1. Field of the Invention
This invention relates to systems and methods for transmission of still images over relatively low-speed communication channels. More specifically the invention relates to progressive image streaming over low speed communication lines, and may be applied to a variety of fields and disciplines, including commercial printing and medical imaging, among others.
2. Brief Description of the Prior Art
In a narrow bandwidth environment, a simple transfer to the client computer of any original image stored in the server's storage is obviously time consuming. In many cases the user only wishes to view a low resolution version of the image and perhaps several high-resolution details, in these instances it would be inefficient to transfer the full image. This problem can be overcome by storing images in a compressed format. Examples of such formats include standards such as Progressive JPEG (W. Pennebaker and J. Mitchel, “JPEG, still image data compression standard”, VNR, 1993) or the upcoming JPEG2000 (D. Taubman, “High performance scalable image compression with EBCOT”, preprint, 1999). These formats allow progressive transmission of an image such that the quality of the image displayed at the client computer improves during the transmission.

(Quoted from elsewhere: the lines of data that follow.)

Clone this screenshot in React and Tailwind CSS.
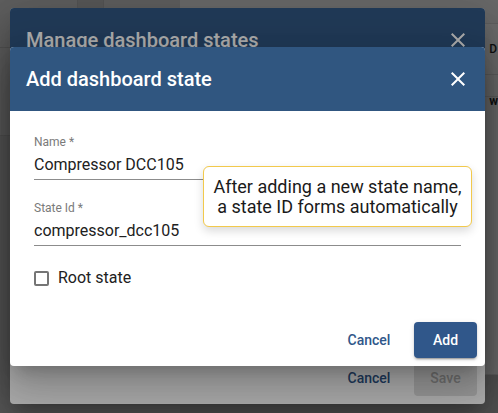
// Close icon (material style cross)
function CloseIcon({ className }) {
  return (
    <svg className={className} viewBox="0 0 24 24" fill="currentColor" width="24" height="24">
      <path d="M19 6.41L17.59 5 12 10.59 6.41 5 5 6.41 10.59 12 5 17.59 6.41 19 12 13.41 17.59 19 19 17.59 13.41 12z" />
    </svg>
  );
}

// Page behind the dialogs
function BackgroundPage() {
  return (
    <div className="absolute inset-0 flex bg-[#8c8c8c]">
      <div className="w-[180px] h-full flex flex-col">
        <div className="h-[48px] border-b border-[#7c7c7c] flex">
          <div className="w-[78px] border-r border-[#7c7c7c]" />
          <div className="w-[26px] border-r border-[#7c7c7c] bg-[#828282]" />
        </div>
        <div className="h-[88px] border-b border-[#7c7c7c]" />
        <div className="flex-1 bg-[#848484]" />
      </div>
      <div className="flex-1 h-full flex flex-col bg-[#a2a2a2]">
        <div className="h-[24px] bg-[#9c9c9c] border-b border-[#909090]" />
        <div className="h-[51px] border-b border-[#909090] flex justify-end items-center pr-[1px]">
          <span className="text-[12px] font-medium text-[#1a1a1a]">D</span>
        </div>
        <div className="h-[22px] border-b border-[#909090]" />
        <div className="h-[12px] flex justify-end items-center">
          <span className="text-[12px] font-bold text-[#1a1a1a] -mt-[4px]">w</span>
        </div>
        <div className="flex-1 border-b border-[#909090]" />
        <div className="h-[38px] bg-[#7c7c7c]" />
      </div>
    </div>
  );
}

export default function App() {
  return (
    <div className="relative w-[498px] h-[413px] overflow-hidden font-['Roboto',sans-serif]">
      <BackgroundPage />

      {/* Manage dashboard states dialog (behind) */}
      <div className="absolute left-[10px] top-[8px] w-[475px] h-[396px] rounded-[4px] bg-white flex flex-col overflow-hidden shadow-[0_11px_15px_-7px_rgba(0,0,0,0.2),0_24px_38px_3px_rgba(0,0,0,0.14),0_9px_46px_8px_rgba(0,0,0,0.12)]">
        <div className="h-[64px] shrink-0 bg-[#305680] pl-4 pr-[15px] flex items-center justify-between">
          <span className="text-[20px] font-medium text-white">Manage dashboard states</span>
          <CloseIcon className="text-white" />
        </div>
        <div className="flex-1" />
        <div className="flex justify-end items-center gap-[13px] p-2">
          <button className="w-[64px] h-[36px] text-[14px] font-medium text-[#30578a]">Cancel</button>
          <button className="w-[63px] h-[36px] rounded-[4px] bg-[#e0e0e0] text-[14px] font-medium text-[#a6a6a6]">Save</button>
        </div>
      </div>

      {/* backdrop of the second dialog */}
      <div className="absolute inset-0 bg-black/[0.33]" />

      {/* Add dashboard state dialog */}
      <div className="absolute left-[10px] top-[47px] w-[475px] h-[319px] rounded-[4px] bg-white flex flex-col shadow-[0_11px_15px_-7px_rgba(0,0,0,0.2),0_24px_38px_3px_rgba(0,0,0,0.14),0_9px_46px_8px_rgba(0,0,0,0.12)]">
        <div className="h-[64px] shrink-0 bg-[#305680] rounded-t-[4px] pl-4 pr-[15px] flex items-center justify-between">
          <span className="text-[20px] font-medium text-white">Add dashboard state</span>
          <CloseIcon className="text-white" />
        </div>

        <div className="flex-1 flex flex-col px-6 pt-[23px]">
          <div className="flex flex-col">
            <label className="text-[12px] leading-4 text-[#7a7a7a]">Name *</label>
            <div className="h-[30px] flex items-center border-b border-[#8c8c8c] text-[16px] text-[#212121]">
              Compressor DCC105
            </div>
          </div>
          <div className="flex flex-col mt-[20px]">
            <label className="text-[12px] leading-4 text-[#7a7a7a]">State Id *</label>
            <div className="h-[30px] flex items-center border-b border-[#8c8c8c] text-[16px] text-[#212121]">
              compressor_dcc105
            </div>
          </div>
          <div className="flex items-center gap-[9px] mt-[20px]">
            <span className="w-[15px] h-[15px] border-2 border-[#757575] rounded-[2px]" />
            <span className="text-[16px] leading-6 text-[#212121]">Root state</span>
          </div>
        </div>

        <div className="flex justify-end items-center gap-[13px] p-2">
          <button className="w-[64px] h-[36px] text-[14px] font-medium text-[#30578a]">Cancel</button>
          <button className="w-[63px] h-[36px] rounded-[4px] bg-[#30578a] text-[14px] font-medium text-white shadow-[0_3px_1px_-2px_rgba(0,0,0,0.2),0_2px_2px_0_rgba(0,0,0,0.14),0_1px_5px_0_rgba(0,0,0,0.12)]">
            Add
          </button>
        </div>

        {/* hint bubble */}
        <div className="absolute left-[193px] top-[119px] w-[269px] h-[61px] rounded-[6px] border border-[#f2c94c] bg-white flex flex-col items-center justify-center text-[18px] leading-[20px] text-[#1a1a1a] shadow-[0_4px_10px_rgba(0,0,0,0.15)]">
          <span>After adding a new state name,</span>
          <span>a state ID forms automatically</span>
        </div>
      </div>
    </div>
  );
}
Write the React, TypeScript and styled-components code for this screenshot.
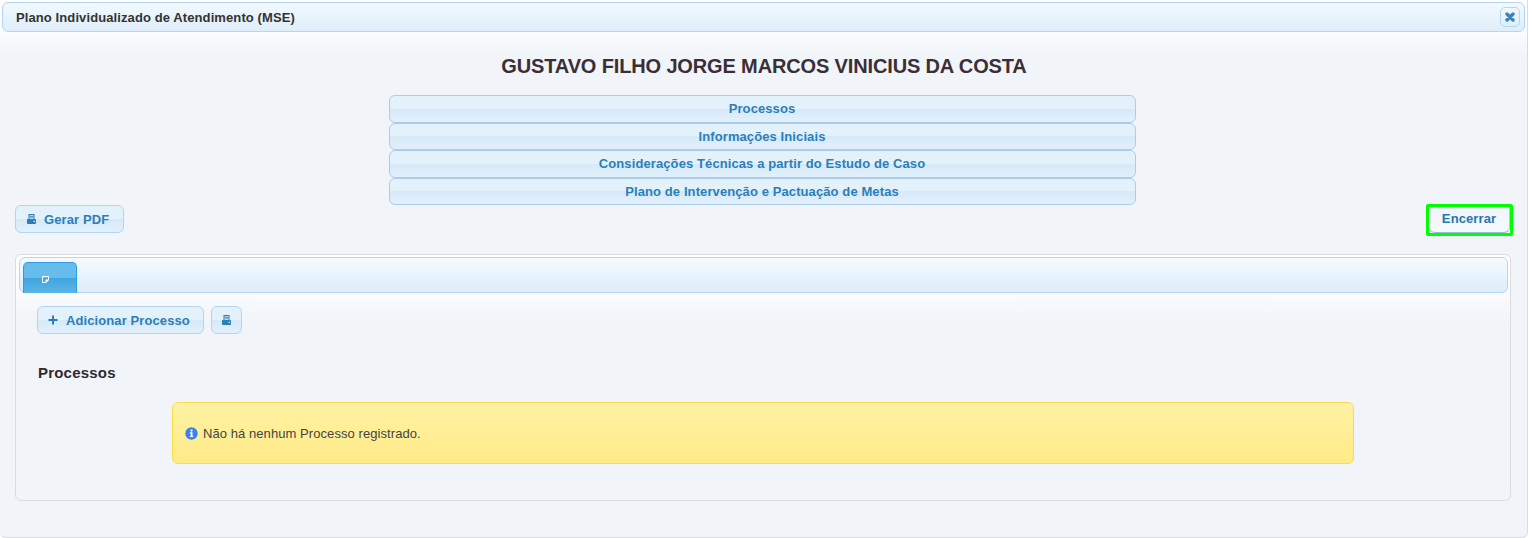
import React from "react";
import styled, { createGlobalStyle } from "styled-components";

const Global = createGlobalStyle`
  html, body { margin: 0; padding: 0; background: #fff; }
  body { font-family: "Liberation Sans", Arial, sans-serif; }
`;

const Dialog = styled.div`
  box-sizing: border-box;
  width: 1528px;
  height: 538px;
  padding: 2px 2px 0 2px;
  border-right: 1px solid #dcdcdc;
  border-bottom: 1px solid #dcdcdc;
  border-radius: 0 0 6px 6px;
  background: linear-gradient(to bottom, #fff 0, #f9fbfd 34px, #f1f4f8 58px);
`;

const TitleBar = styled.div`
  box-sizing: border-box;
  height: 30px;
  display: flex;
  align-items: center;
  justify-content: space-between;
  padding: 0 4px 0 13px;
  border: 1px solid #b4d6f0;
  border-radius: 6px;
  background: linear-gradient(to bottom, #f2f9fe, #dfeefa);
`;

const Title = styled.span`
  font-size: 13px;
  font-weight: bold;
  color: #333;
  letter-spacing: 0.1px;
`;

const CloseButton = styled.button`
  box-sizing: border-box;
  width: 20px;
  height: 20px;
  padding: 0;
  display: flex;
  align-items: center;
  justify-content: center;
  border: 1px solid #b4d6f0;
  border-radius: 5px;
  background: linear-gradient(to bottom, #f0f8fe, #dfeefa);
`;

const Content = styled.div`
  display: flex;
  flex-direction: column;
  padding: 0 14px 0 13px;
`;

const PersonName = styled.h1`
  margin: 22px 0 0;
  height: 24px;
  line-height: 24px;
  text-align: center;
  font-size: 20px;
  font-weight: bold;
  letter-spacing: -0.14px;
  color: #3a2f36;
  padding-left: 2px;
`;

const Accordion = styled.div`
  align-self: center;
  width: 747px;
  margin: 17px 0 0 -2px;
  display: flex;
  flex-direction: column;
`;

const AccordionItem = styled.div`
  box-sizing: border-box;
  height: 27.5px;
  display: flex;
  align-items: center;
  justify-content: center;
  border: 1px solid #a9cdea;
  border-radius: 6px;
  font-size: 13px;
  font-weight: bold;
  letter-spacing: 0.1px;
  color: #2b7fb8;
  background: linear-gradient(to bottom, #e3f1fb 0, #e3f1fb 50%, #d6e9f8 50%, #e2f0fb 100%);
`;

const ActionRow = styled.div`
  display: flex;
  justify-content: space-between;
  align-items: flex-start;
  height: 49px;
`;

const Button = styled.button<{ $wide?: boolean }>`
  box-sizing: border-box;
  height: 28px;
  display: inline-flex;
  align-items: center;
  gap: 8px;
  padding: ${(p) => (p.$wide ? "0 14px 0 11px" : "0 13px 0 10px")};
  border: 1px solid #b3d4ee;
  border-radius: 6px;
  font-family: inherit;
  font-size: 13px;
  font-weight: bold;
  letter-spacing: 0.1px;
  color: #2b7fb8;
  background: linear-gradient(to bottom, #e3f1fb 0, #e3f1fb 50%, #d6e9f8 50%, #e2f0fb 100%);
`;

const IconButton = styled(Button)`
  width: 31px;
  padding: 0;
  justify-content: center;
`;

const GreenFrame = styled.div`
  box-sizing: border-box;
  margin: -1px -2px 0 0;
  width: 87px;
  height: 32px;
  border: 3px solid #00ff00;
  border-radius: 2px;
  display: flex;
`;

const EndButton = styled.button`
  flex: 1;
  padding: 0 0 2px;
  border: none;
  border-right: 1px solid #a9cdea;
  border-bottom: 1px solid #8fbde3;
  border-radius: 0 0 6px 6px;
  font-family: inherit;
  font-size: 13px;
  font-weight: bold;
  letter-spacing: 0.1px;
  color: #2378ae;
  background: linear-gradient(to bottom, #eef5fb, #f7fafd);
`;

const Panel = styled.div`
  box-sizing: border-box;
  height: 247px;
  padding: 2px 2px 0 3px;
  border: 1px solid #dcdcdc;
  border-radius: 6px;
  background: linear-gradient(to bottom, #fff 0, #f9fbfd 40px, #f1f4f8 70px);
`;

const TabBar = styled.div`
  box-sizing: border-box;
  height: 36px;
  padding: 0 0 0 3px;
  display: flex;
  align-items: flex-end;
  border: 1px solid #b4d6f0;
  border-radius: 6px;
  background: linear-gradient(to bottom, #f5fafe, #ddedf9);
`;

const Tab = styled.div`
  box-sizing: border-box;
  width: 54px;
  height: 31px;
  margin-bottom: -1px;
  display: flex;
  align-items: center;
  justify-content: center;
  padding: 2px 9px 0 0;
  border: 1px solid #2e9be6;
  border-bottom: none;
  border-radius: 5px 5px 0 0;
  background: linear-gradient(to bottom, #66bceb 0, #66bceb 50%, #3fa5df 50%, #5ab5e8 100%);
`;

const Toolbar = styled.div`
  display: flex;
  gap: 7px;
  margin: 13px 0 0 18px;
`;

const SectionTitle = styled.h3`
  margin: 30px 0 0 19px;
  height: 18px;
  line-height: 18px;
  font-size: 15px;
  font-weight: bold;
  letter-spacing: 0.2px;
  color: #2f2a30;
`;

const Alert = styled.div`
  box-sizing: border-box;
  width: 1182px;
  height: 62px;
  margin: 20px 0 0 153px;
  padding: 1px 12px 0;
  display: flex;
  align-items: center;
  gap: 5px;
  border: 1px solid #fadb45;
  border-radius: 6px;
  font-size: 13px;
  letter-spacing: 0.07px;
  color: #444;
  background: linear-gradient(to bottom, #fff2a4, #ffeb87);
`;

const PrintIcon = () => (
  <svg width="9" height="10" viewBox="0 0 9 10" aria-hidden="true">
    <path
      fill="#2b7fb8"
      fillRule="evenodd"
      d="M1.5 0h6v5h-1V1.2h-4V5h-1zM2.8 2h3.4v.8H2.8zM2.8 3.4h3.4v.8H2.8z"
    />
    <path fill="#2b7fb8" d="M.8 5h7.4a.8.8 0 0 1 .8.8v3.4a.8.8 0 0 1-.8.8H.8a.8.8 0 0 1-.8-.8V5.800a.8.8 0 0 1 .8-.8z" />
    <rect x="6.600" y="6.800" width="1.400" height="1.200" fill="#e3f1fb" />
  </svg>
);

const PlusIcon = () => (
  <svg width="10" height="10" viewBox="0 0 10 10" aria-hidden="true">
    <path fill="#2b7fb8" d="M4 0.5h2V4h3.5v2H6v3.5H4V6H0.5V4H4z" />
  </svg>
);

const CloseIcon = () => (
  <svg width="10" height="10" viewBox="0 0 10 10" aria-hidden="true">
    <path d="M2 2l6 6M8 2l-6 6" stroke="#3f84bd" strokeWidth="3.400" strokeLinecap="round" fill="none" />
  </svg>
);

const NoteIcon = () => (
  <svg width="7" height="7" viewBox="0 0 7 7" aria-hidden="true">
    <path fill="none" stroke="#fff" strokeWidth="1" d="M.5.5h6v3.500L4 6.500H.5z" />
    <path fill="#fff" d="M3.500 3.500H7L3.500 7z" />
  </svg>
);

const InfoIcon = () => (
  <svg width="13" height="13" viewBox="0 0 13 13" aria-hidden="true">
    <circle cx="6.500" cy="6.500" r="6.200" fill="#3b82f0" />
    <rect x="5.500" y="2.400" width="2" height="2" rx=".4" fill="#fff" />
    <path fill="#fff" d="M4.900 5.300h2.600v3.700h.8v1.100H4.800V9h.9V6.400h-.8z" />
  </svg>
);

const sections = [
  "Processos",
  "Informações Iniciais",
  "Considerações Técnicas a partir do Estudo de Caso",
  "Plano de Intervenção e Pactuação de Metas",
];

export default function App() {
  return (
    <Dialog>
      <Global />
      <TitleBar>
        <Title>Plano Individualizado de Atendimento (MSE)</Title>
        <CloseButton aria-label="Fechar">
          <CloseIcon />
        </CloseButton>
      </TitleBar>
      <Content>
        <PersonName>GUSTAVO FILHO JORGE MARCOS VINICIUS DA COSTA</PersonName>
        <Accordion>
          {sections.map((s) => (
            <AccordionItem key={s}>{s}</AccordionItem>
          ))}
        </Accordion>
        <ActionRow>
          <Button $wide>
            <PrintIcon />
            Gerar PDF
          </Button>
          <GreenFrame>
            <EndButton>Encerrar</EndButton>
          </GreenFrame>
        </ActionRow>
        <Panel>
          <TabBar>
            <Tab>
              <NoteIcon />
            </Tab>
          </TabBar>
          <Toolbar>
            <Button>
              <PlusIcon />
              Adicionar Processo
            </Button>
            <IconButton aria-label="Imprimir">
              <PrintIcon />
            </IconButton>
          </Toolbar>
          <SectionTitle>Processos</SectionTitle>
          <Alert>
            <InfoIcon />
            Não há nenhum Processo registrado.
          </Alert>
        </Panel>
      </Content>
    </Dialog>
  );
}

In some applications such as medical imaging, it is also necessary that whenever the user at the client computer is viewing a portion of the highest resolution of the image, the progressive streaming will terminate at lossless quality. This means that at the end of progressive transmission the pixels rendered on the screen are exactly the pixels of the original image. The current known “state-of-the-art” wavelet algorithms for progressive lossless streaming all have a major drawback: their rate-distortion behavior is inferior to the “lossy” algorithms. The implications of this include:
1. Whenever the user is viewing any low resolution version of the image (at low resolutions the term “lossless” is not well defined) more data needs to be sent for the same visual quality.
2. During the progressive transmission of the highest resolution, before lossless quality is achieved, more data needs to be sent for the same visual quality.
Researchers working in this field are troubled by these phenomena. F. Sheng, A. Bilgin, J. Sementilli and M. W. Marcellin state in “Lossy to Lossless Image Compression Using Reversible Integer Wavelet Transform”, Proc. IEEE International Conf. On Image Processing, 1998: “. . . Improved lossy performance when using integer transforms is a pursuit of our on-going work.” An example is provided below in Table 1.
TABLE 1Comparison of the lossy compression performances(implemented by the (7, 9) Wavelet) to a lossless compression(implemented by a reversible (4, 4) Wavelet) of “Barabara”image(PSNR (dB)) ([SBSM]).Rate (bit per pixel)Wavelet0.10.20.50.71.0Floating Point 7 × 924.1826.6531.6434.1736.90Reversible (4, 4)23.8926.4131.1433.3535.65
As can be seen from Table 1, state of the art progressive lossless coding is inferior to lossy coding by more than 1 dB at high bit-rates.
Indeed, intuitively, the requirement for lossless progressive image transmission should not effect the rendering of lower resolutions or the progressive “lossy” rendering of the highest resolution before lossless quality is obtained. The final lossless quality should be a layer that in some sense is added to a lossy algorithm with minor (if any) effect on its performance.
The main problem with known lossless wavelet algorithms, such as Set Partitioning in Hierarchical Trees (SPIHT) A. Said and W. Pearlman, “A new, fast and efficient image codec based on set partitioning”, IEEE Trans. Circuits and Systems for Video Tech. 6 (1996), 243–250 and compression with reversible embedded wavelets (CREW) A. Zandi, J. D. Allen, E. L. Schwartz and M. Boliek, “CREW: Compression with reversible embedded wavelets”, Proc. of Data Compression Conference (Snowbird, Utah), 212–221, 1995, is that they use special “Integer To Integer” transforms (see “Wavelet transforms that map integers to integers”, A. Calderbank, I. Daubechies, W. Sweldens, B. L. Yeo, J. Fourier Anal. Appl., 1998). These transforms mimic “mathematically proven” transforms that work well in lossy compression using floating-point arithmetic implementations. Because they are constrained to be lossless, they do not approximate their related floating-point algorithms sufficiently well. Although in all previous work there have been attempts to correct this approximation in the progressive coding stage of the algorithm, the bad starting point, an inefficient transform, prevented previous authors from obtaining acceptable rate-distortion behavior.
The system and method of the present invention solves the rate-distortion behavior problem. Using the fact that images are two-dimensional signals, novel 2D lossless Wavelet transforms are disclosed that better approximate their lossy counterparts. As an immediate consequence the lossless progressive coding algorithm of the present invention has the same rate-distortion of a lossy algorithm during the lossy part of the progressive transmission.